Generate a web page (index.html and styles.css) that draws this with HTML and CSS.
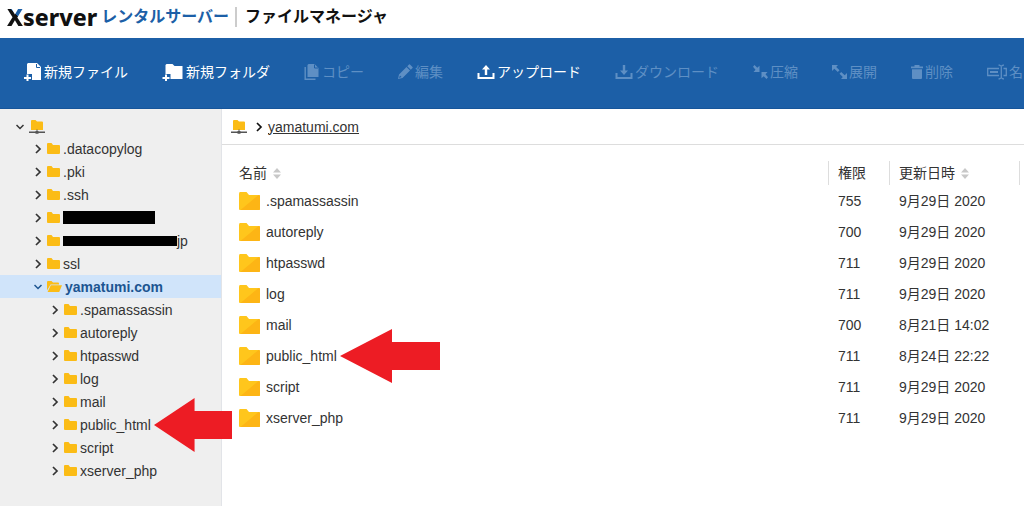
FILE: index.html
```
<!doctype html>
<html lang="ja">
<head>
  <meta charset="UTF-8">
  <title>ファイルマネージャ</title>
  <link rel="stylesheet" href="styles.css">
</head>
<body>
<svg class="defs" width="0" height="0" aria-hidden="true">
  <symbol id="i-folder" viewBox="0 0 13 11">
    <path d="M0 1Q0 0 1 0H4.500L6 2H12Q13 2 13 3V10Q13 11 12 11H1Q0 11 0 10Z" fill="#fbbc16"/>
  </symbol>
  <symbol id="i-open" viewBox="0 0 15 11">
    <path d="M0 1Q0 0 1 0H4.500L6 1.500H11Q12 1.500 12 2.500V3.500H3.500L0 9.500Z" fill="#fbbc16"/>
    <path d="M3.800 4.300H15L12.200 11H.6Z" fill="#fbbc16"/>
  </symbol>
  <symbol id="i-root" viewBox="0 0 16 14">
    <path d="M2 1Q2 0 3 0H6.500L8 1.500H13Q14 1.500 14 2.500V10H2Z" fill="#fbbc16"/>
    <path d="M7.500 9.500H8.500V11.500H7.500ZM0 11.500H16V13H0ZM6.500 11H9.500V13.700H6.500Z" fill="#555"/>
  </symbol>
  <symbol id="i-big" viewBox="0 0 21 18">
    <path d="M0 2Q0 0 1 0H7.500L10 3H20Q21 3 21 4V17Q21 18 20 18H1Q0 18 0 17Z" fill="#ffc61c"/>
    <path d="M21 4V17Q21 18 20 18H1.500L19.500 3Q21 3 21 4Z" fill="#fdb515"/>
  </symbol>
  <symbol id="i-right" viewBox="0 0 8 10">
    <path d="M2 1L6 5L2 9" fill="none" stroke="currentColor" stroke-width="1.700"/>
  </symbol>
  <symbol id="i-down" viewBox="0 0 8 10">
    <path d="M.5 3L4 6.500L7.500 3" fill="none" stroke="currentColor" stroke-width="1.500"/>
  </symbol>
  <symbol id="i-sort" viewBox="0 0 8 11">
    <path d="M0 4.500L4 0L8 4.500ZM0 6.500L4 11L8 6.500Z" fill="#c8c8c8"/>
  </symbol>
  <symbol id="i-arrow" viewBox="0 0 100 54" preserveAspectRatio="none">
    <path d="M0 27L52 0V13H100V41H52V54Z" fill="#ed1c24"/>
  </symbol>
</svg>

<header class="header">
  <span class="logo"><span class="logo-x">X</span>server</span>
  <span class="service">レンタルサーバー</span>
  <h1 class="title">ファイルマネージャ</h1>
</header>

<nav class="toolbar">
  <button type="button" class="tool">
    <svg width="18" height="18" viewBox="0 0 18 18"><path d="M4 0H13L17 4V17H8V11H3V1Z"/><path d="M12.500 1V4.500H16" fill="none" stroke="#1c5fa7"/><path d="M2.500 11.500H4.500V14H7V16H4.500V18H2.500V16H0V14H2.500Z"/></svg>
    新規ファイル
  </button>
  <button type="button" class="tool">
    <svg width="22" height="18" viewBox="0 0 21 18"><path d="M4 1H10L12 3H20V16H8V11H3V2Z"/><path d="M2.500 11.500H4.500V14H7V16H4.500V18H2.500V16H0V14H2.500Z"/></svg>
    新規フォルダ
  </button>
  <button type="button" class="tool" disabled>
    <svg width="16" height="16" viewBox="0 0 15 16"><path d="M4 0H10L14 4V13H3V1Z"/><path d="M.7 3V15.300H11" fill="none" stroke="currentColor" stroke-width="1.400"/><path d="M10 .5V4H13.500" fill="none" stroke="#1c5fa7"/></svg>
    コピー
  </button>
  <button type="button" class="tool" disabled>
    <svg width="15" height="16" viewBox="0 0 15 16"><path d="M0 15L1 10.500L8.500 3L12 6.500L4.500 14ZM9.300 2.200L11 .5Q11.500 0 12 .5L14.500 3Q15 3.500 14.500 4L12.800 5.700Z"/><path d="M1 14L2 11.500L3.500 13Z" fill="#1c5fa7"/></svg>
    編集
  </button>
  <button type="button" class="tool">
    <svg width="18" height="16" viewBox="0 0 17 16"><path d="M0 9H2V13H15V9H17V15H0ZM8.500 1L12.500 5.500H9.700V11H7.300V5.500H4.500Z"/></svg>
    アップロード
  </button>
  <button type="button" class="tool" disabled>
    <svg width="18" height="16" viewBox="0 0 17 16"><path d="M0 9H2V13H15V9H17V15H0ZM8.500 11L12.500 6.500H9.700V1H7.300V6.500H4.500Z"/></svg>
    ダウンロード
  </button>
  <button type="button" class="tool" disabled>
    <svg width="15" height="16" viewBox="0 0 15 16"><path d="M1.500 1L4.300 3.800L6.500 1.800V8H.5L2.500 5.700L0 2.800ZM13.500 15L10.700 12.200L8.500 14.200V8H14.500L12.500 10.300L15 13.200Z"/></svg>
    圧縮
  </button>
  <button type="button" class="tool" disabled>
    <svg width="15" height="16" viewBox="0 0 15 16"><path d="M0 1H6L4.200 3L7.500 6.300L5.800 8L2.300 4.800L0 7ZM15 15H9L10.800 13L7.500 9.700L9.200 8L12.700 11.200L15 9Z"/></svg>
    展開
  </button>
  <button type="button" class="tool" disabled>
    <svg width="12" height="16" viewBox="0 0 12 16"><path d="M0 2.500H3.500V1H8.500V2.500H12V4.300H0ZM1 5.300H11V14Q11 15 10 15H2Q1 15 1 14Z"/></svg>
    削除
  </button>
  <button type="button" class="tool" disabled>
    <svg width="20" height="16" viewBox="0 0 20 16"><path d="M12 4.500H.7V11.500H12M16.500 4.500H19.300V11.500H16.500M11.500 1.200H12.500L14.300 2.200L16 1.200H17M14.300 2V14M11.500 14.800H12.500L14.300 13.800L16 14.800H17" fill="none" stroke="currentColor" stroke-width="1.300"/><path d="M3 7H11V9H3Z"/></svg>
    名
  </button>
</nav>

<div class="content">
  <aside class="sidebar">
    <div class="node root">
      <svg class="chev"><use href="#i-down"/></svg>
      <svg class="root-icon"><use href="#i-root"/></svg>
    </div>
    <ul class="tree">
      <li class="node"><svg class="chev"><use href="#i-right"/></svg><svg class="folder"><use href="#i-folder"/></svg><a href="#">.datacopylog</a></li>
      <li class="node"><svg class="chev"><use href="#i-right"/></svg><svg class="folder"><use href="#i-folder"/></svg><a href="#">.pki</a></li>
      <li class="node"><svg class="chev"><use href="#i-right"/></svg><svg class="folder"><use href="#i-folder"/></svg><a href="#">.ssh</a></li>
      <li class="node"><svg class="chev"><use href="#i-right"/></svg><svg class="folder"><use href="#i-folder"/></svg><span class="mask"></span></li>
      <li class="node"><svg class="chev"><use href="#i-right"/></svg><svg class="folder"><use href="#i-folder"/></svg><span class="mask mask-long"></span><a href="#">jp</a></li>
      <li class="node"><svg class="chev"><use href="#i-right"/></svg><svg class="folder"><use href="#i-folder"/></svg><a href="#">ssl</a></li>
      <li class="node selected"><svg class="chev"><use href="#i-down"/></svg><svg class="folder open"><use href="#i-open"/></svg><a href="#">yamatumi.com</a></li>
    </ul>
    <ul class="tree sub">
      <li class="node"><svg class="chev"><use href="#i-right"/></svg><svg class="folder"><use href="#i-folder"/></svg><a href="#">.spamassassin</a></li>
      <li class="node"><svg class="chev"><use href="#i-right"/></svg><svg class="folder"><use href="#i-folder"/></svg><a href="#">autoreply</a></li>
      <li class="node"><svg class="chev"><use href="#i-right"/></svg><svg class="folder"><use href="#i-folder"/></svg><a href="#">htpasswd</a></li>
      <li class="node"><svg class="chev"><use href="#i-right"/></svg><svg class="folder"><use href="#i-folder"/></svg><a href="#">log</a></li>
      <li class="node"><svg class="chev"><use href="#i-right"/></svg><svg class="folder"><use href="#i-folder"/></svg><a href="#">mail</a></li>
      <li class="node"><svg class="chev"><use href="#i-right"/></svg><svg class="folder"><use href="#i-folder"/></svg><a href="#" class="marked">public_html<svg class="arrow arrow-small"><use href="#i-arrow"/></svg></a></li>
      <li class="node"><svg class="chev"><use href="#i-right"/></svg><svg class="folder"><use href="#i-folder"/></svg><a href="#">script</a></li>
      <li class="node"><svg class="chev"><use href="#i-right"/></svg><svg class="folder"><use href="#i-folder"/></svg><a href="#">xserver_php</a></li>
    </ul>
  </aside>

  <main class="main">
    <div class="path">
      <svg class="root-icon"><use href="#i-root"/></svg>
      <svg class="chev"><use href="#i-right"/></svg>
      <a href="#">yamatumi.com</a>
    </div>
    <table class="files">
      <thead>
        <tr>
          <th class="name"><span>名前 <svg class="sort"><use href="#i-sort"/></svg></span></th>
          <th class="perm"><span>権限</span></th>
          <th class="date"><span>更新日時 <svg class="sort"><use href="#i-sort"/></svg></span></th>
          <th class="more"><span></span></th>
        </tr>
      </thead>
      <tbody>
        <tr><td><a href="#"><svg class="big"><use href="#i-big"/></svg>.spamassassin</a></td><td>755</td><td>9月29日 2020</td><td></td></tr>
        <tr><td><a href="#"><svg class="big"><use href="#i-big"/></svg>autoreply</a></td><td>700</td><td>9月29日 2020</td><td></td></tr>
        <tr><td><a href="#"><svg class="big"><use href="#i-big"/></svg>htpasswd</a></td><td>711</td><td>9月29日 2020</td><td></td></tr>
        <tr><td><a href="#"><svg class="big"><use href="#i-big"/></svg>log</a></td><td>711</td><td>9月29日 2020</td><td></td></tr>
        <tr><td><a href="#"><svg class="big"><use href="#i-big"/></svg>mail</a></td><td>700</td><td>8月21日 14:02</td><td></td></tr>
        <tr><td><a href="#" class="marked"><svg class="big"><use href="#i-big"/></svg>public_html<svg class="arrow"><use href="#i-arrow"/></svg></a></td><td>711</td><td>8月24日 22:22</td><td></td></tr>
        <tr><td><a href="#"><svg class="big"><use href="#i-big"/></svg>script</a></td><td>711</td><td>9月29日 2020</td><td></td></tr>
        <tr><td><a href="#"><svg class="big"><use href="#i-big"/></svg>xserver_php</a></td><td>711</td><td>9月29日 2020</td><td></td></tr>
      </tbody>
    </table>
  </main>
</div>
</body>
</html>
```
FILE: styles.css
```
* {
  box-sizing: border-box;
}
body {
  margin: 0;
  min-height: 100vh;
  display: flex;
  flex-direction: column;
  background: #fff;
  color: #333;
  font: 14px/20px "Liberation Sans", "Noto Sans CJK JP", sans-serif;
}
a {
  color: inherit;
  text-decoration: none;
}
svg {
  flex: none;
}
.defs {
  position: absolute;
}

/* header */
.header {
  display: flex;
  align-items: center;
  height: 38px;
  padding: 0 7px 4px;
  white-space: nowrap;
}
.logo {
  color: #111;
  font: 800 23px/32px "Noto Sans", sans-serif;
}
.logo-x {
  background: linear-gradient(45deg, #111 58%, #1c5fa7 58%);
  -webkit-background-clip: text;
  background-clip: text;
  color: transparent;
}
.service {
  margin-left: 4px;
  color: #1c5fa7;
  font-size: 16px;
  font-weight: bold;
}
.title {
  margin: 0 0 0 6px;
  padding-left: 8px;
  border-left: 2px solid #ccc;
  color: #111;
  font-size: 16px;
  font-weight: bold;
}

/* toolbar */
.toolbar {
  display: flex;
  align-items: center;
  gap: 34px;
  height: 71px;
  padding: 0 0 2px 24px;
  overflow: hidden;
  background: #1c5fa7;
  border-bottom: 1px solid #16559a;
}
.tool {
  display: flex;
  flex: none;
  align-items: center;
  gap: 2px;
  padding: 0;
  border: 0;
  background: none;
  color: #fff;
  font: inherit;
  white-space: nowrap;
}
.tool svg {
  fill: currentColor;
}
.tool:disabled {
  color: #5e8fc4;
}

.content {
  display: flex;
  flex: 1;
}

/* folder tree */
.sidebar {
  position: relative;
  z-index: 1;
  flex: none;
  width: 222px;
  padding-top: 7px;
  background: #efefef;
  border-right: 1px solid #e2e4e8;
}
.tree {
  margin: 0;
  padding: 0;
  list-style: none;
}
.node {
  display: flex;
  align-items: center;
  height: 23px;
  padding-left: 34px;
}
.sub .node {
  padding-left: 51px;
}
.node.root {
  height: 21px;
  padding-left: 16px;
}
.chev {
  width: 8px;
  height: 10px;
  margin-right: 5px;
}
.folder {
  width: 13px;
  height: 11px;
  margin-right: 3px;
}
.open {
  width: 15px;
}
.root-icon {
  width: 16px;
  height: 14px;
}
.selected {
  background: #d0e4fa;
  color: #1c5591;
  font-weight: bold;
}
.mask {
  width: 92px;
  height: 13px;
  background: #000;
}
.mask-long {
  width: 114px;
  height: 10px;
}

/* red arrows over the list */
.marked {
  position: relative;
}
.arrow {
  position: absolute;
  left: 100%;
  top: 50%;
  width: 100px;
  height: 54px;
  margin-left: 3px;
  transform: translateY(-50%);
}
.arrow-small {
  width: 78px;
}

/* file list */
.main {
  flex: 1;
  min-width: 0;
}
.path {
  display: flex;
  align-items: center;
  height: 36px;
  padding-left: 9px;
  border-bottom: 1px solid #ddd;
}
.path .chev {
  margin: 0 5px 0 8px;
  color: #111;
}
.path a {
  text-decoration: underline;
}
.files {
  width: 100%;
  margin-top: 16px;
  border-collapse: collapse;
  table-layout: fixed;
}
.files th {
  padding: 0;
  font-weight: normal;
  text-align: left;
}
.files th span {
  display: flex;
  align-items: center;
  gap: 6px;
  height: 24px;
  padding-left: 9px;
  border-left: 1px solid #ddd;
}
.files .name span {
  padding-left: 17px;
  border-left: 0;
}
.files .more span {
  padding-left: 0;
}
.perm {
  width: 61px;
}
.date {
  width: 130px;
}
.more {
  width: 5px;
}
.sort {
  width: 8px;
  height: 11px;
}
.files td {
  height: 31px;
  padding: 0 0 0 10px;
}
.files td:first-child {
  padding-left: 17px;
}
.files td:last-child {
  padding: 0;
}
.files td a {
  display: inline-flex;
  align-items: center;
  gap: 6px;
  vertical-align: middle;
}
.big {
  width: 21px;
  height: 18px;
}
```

Task statement -> Within the listing, how many lines hold the word "styles"? Only the number is to be given.

Solution to the exercise -> 3